Vous êtes concentré sur votre reporting du mois quand une fenêtre de votre messagerie électronique vous annonce la réception d’un e-mail de votre direction. Serein, vous vous dites que vous traiterez la question une fois votre travail terminé. Mis à part qu’entre-temps, une conversation écrite s’engage entre différents destinataires de l’e-mail. Vous n’avez plus le choix, vous devez régler cela tout de suite. Ce qui est vrai avec l’e-mail l’est tout autant avec le téléphone. Et cela peut devenir envahissant quand votre smartphone vous suit jusque chez vous. Face à cette accélération de la communication, savoir trier ce qui est urgent de ce qui ne l’est pas et expliquer cela à son manager est d’autant plus essentiel.

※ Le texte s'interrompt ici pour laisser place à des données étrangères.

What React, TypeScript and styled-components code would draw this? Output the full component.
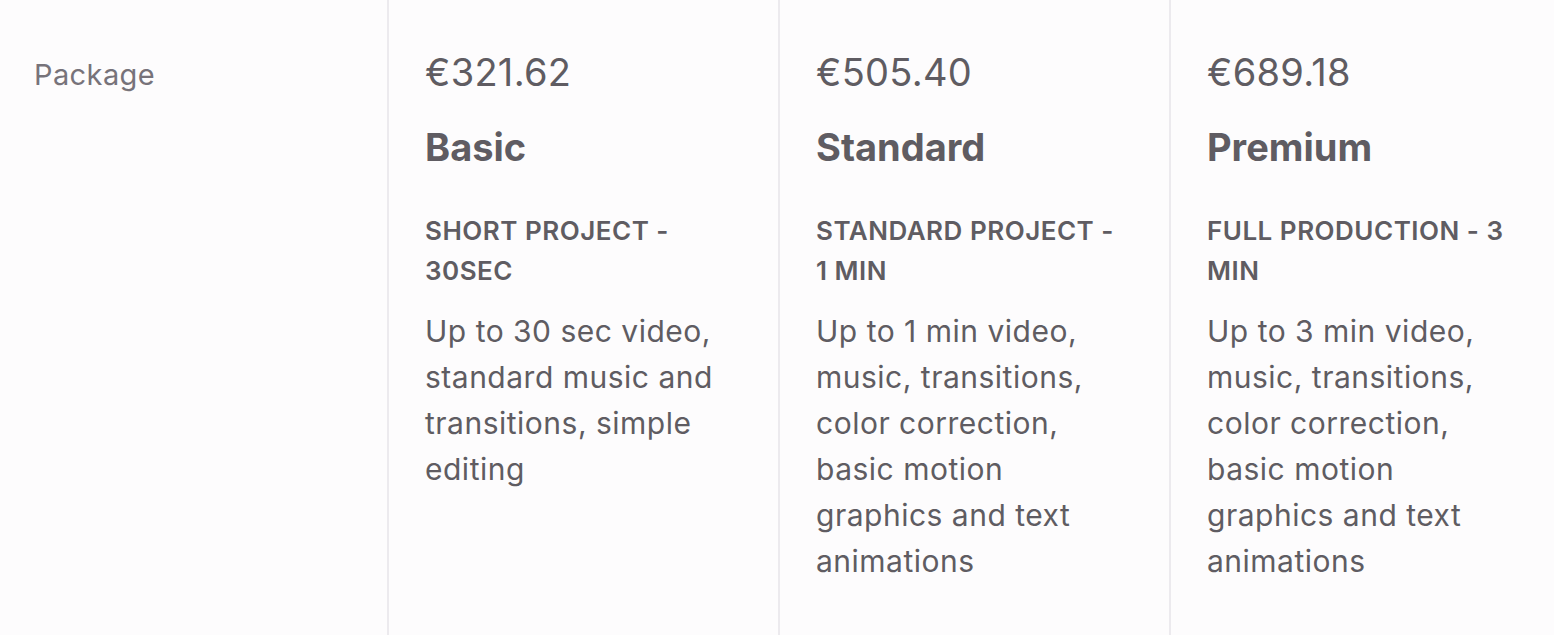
import styled, { createGlobalStyle } from "styled-components";

const GlobalStyle = createGlobalStyle`
  html, body {
    margin: 0;
    padding: 0;
    background: #fdfcfd;
    overflow: hidden;
  }
  * {
    box-sizing: border-box;
  }
`;

const Table = styled.div`
  display: grid;
  grid-template-columns: 387px 391px 391px 1fr;
  height: 100vh;
  font-family: Inter, "Liberation Sans", sans-serif;
  color: #5f5c62;
`;

const LabelCell = styled.div`
  padding: 57px 0 0 34px;
  font-size: 29px;
  color: #77737a;
  letter-spacing: 0.4px;
`;

const PackageCell = styled.div`
  border-left: 2px solid #eceaee;
  padding: 49px 43px 0 36px;
  display: flex;
  flex-direction: column;
`;

const Price = styled.div`
  font-size: 38px;
  line-height: 46px;
  font-weight: 400;
  letter-spacing: 0.3px;
`;

const Title = styled.div`
  margin-top: 29px;
  font-size: 38px;
  line-height: 46px;
  font-weight: 700;
`;

const Subtitle = styled.div`
  margin-top: 41px;
  font-size: 26px;
  line-height: 40px;
  font-weight: 600;
  letter-spacing: 0.5px;
  text-transform: uppercase;
`;

const Description = styled.p`
  margin: 17px 0 0;
  font-size: 30px;
  line-height: 46px;
  letter-spacing: 0.5px;
`;

type Pack = {
  price: string;
  name: string;
  scope: string;
  details: string;
};

const packages: Pack[] = [
  {
    price: "€321.62",
    name: "Basic",
    scope: "Short project - 30sec",
    details: "Up to 30 sec video, standard music and transitions, simple editing",
  },
  {
    price: "€505.40",
    name: "Standard",
    scope: "Standard project - 1 min",
    details:
      "Up to 1 min video, music, transitions, color correction, basic motion graphics and text animations",
  },
  {
    price: "€689.18",
    name: "Premium",
    scope: "Full production - 3 min",
    details:
      "Up to 3 min video, music, transitions, color correction, basic motion graphics and text animations",
  },
];

export default function App() {
  return (
    <>
      <GlobalStyle />
      <Table>
        <LabelCell>Package</LabelCell>
        {packages.map((p) => (
          <PackageCell key={p.name}>
            <Price>{p.price}</Price>
            <Title>{p.name}</Title>
            <Subtitle>{p.scope}</Subtitle>
            <Description>{p.details}</Description>
          </PackageCell>
        ))}
      </Table>
    </>
  );
}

Confondre urgence et précipitation

C’est une chose de devoir travailler rapidement, cela en est une autre d’accomplir ses tâches le plus vite possible. Le temps n’est qu’un paramètre parmi d’autres.Pour prendre une décision par exemple, on raccourcira les délais de validation, on accélérera la remontée d’information mais on ne négligera pas l’étude des différents scénarios. Il faut lutter contre le souhait de montrer que l’on sait décider vite. Pour être bien vu en interne, mieux vaut une bonne décision qui a demandé un peu de temps qu’une mauvaise prise rapidement.

Sortir de son périmètre

Pour qu’une équipe soit efficace en situation de crise, chacun doit avoir une connaissance précise de ce qui fait partie de son rôle et s’y tenir, sauf ordre contraire de la hiérarchie. Au risque sinon de s’essouffler dans une série de petites tâches que, dans la précipitation, on fera toutes mal. Cela ne veut pas dire qu’il faut écarter toute prise d’initiative : en l’absence d’un décideur, le N-1 doit savoir prendre la relève et décréter les mesures qui s’imposent.